One of her other responsibilities was overseeing the eunuchs of the court, who were tasked with keeping the royal halls lit and handling various affairs related to the royal chambers. These responsibilities illustrate Naneh Khanum's influential and important role in the administrative structure of the court.

=== Close relationship with Fath-Ali Shah ===
Naneh Khanum was not only known for her official duties in the Qajar court but also for her close relationship with the Shah, which made her one of the most influential women. Fath-Ali Shah, who had great trust in her, would sometimes engage in gambling with her, and at times, out of affection, would deliberately lose to her. These informal and friendly interactions between Naneh Khanum and the Shah demonstrate the high level of intimacy and trust between them. Naneh Khanum was also one of the few women allowed to sit beside the Shah, a position that signified her exceptional status and influence at the Qajar court.

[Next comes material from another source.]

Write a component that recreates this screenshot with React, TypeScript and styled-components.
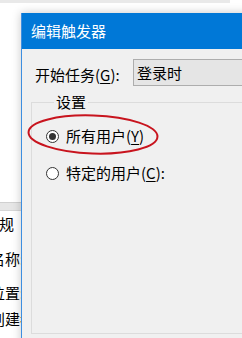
import React from "react";
import styled, { createGlobalStyle } from "styled-components";

const Global = createGlobalStyle`
  html, body { margin: 0; padding: 0; overflow: hidden; background: #fff; }
  * { box-sizing: border-box; }
`;

const FONT = `"Microsoft YaHei UI", "Noto Sans CJK SC", "Noto Sans", sans-serif`;

const Desktop = styled.div`
  position: relative;
  width: 242px;
  height: 338px;
  overflow: hidden;
  background: #ffffff;
  font-family: ${FONT};
  font-size: 15px;
  color: #000;
`;

const BackWindow = styled.div`
  position: absolute;
  left: -10px;
  top: 0;
  width: 240px;
  height: 338px;
  background: #ffffff;
  display: flex;
  flex-direction: column;
`;

const TopStrip = styled.div`
  height: 3px;
  background: #e9e9e9;
`;

const Band = styled.div`
  margin-top: 199px;
  height: 9px;
  background: #e6e6e6;
  border-top: 1px solid #d0d0d0;
  border-bottom: 1px solid #d6d6d6;
`;

const TabLabel = styled.div`
  height: 26px;
  line-height: 26px;
  margin-left: -6px;
  white-space: nowrap;
`;

const FieldLabel = styled.div<{ $gap: number }>`
  height: 20px;
  line-height: 20px;
  margin-top: ${(p) => p.$gap}px;
  white-space: nowrap;
`;

const Dialog = styled.div`
  position: absolute;
  left: 21px;
  top: 13px;
  width: 240px;
  height: 340px;
  background: #f0f0f0;
  border-left: 1px solid #3d8ee0;
  box-shadow: 0 0 9px rgba(0, 0, 0, 0.22);
  display: flex;
  flex-direction: column;
`;

const TitleBar = styled.div`
  height: 36px;
  line-height: 36px;
  background: #0078d7;
  color: #ffffff;
  padding-left: 9px;
  white-space: nowrap;
`;

const Body = styled.div`
  flex: 1;
  padding-top: 10px;
  display: flex;
  flex-direction: column;
`;

const StartRow = styled.div`
  display: flex;
  align-items: center;
  height: 27px;
`;

const RowLabel = styled.div`
  width: 111px;
  flex: none;
  padding-left: 13px;
  padding-top: 3px;
  white-space: nowrap;
`;

const Combo = styled.div`
  flex: 1;
  height: 27px;
  line-height: 25px;
  border: 1px solid #adadad;
  border-right: none;
  background: #e5e5e5;
  padding-left: 3px;
  white-space: nowrap;
`;

const Key = styled.span`
  text-decoration: underline;
  text-underline-offset: 2px;
`;

const Group = styled.fieldset`
  margin: 6px 0 0 9px;
  padding: 0 0 0 14px;
  height: 242px;
  border: 1px solid #dcdcdc;
  border-right: none;
  min-width: 0;
  display: flex;
  flex-direction: column;
`;

const Legend = styled.legend`
  margin-left: 8px;
  padding: 0 2px;
  height: 20px;
  line-height: 20px;
`;

const RadioRow = styled.label<{ $gap: number }>`
  display: flex;
  align-items: center;
  gap: 7px;
  height: 20px;
  margin-top: ${(p) => p.$gap}px;
  white-space: nowrap;
`;

const RadioCircle = styled.span<{ $checked?: boolean }>`
  width: 13px;
  height: 13px;
  flex: none;
  border-radius: 50%;
  border: 1px solid #333333;
  background: #ffffff;
  display: flex;
  align-items: center;
  justify-content: center;
  &::after {
    content: "";
    width: 7px;
    height: 7px;
    border-radius: 50%;
    background: ${(p) => (p.$checked ? "#333333" : "transparent")};
  }
`;

const RadioText = styled.span`
  line-height: 20px;
`;

const Annotation = styled.svg`
  position: absolute;
  left: 0;
  top: 0;
  width: 242px;
  height: 338px;
  pointer-events: none;
`;

export default function App() {
  return (
    <>
      <Global />
      <Desktop>
        <BackWindow>
          <TopStrip />
          <Band />
          <TabLabel>常规</TabLabel>
          <FieldLabel $gap={12}>名称:</FieldLabel>
          <FieldLabel $gap={14}>位置:</FieldLabel>
          <FieldLabel $gap={6}>创建者:</FieldLabel>
        </BackWindow>
        <Dialog>
          <TitleBar>编辑触发器</TitleBar>
          <Body>
            <StartRow>
              <RowLabel>
                开始任务(<Key>G</Key>):
              </RowLabel>
              <Combo>登录时</Combo>
            </StartRow>
            <Group>
              <Legend>设置</Legend>
              <RadioRow $gap={14}>
                <RadioCircle $checked />
                <RadioText>
                  所有用户(<Key>Y</Key>)
                </RadioText>
              </RadioRow>
              <RadioRow $gap={17}>
                <RadioCircle />
                <RadioText>
                  特定的用户(<Key>C</Key>):
                </RadioText>
              </RadioRow>
            </Group>
          </Body>
        </Dialog>
        <Annotation viewBox="0 0 242 338">
          <ellipse
            cx="93"
            cy="134.5"
            rx="64.5"
            ry="19"
            fill="none"
            stroke="#c8141e"
            strokeWidth="2"
            transform="rotate(2 93 134.5)"
          />
        </Annotation>
      </Desktop>
    </>
  );
}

=== After the death of Fath-Ali Shah ===
After the death of Fath-Ali Shah, unlike many of his other wives, Naneh Khanum did not leave the royal harem and remained in the royal palace. Mohammad Shah Qajar, Fath-Ali Shah's successor, treated Naneh Khanum as his own mother and held her in high esteem. This respect allowed Naneh Khanum to retain the same status and position she had enjoyed during Fath-Ali Shah's reign until the end of her life.

== Sources ==
Dehkhoda, Ali Akbar: Dehkhoda Dictionary (Digital version, https://dehkhoda.ut.ac.ir) based on the 15-volume physical edition published in 1998. Dehkhoda Dictionary Institute and the International Center for Persian Language Studies, University of Tehran, 2020.

Azod od-Dowleh, Soltan-Ahmad Mirza (1997). Tarikh-e Azodi (in Persian). Elm Pub. ISBN 9786005696325.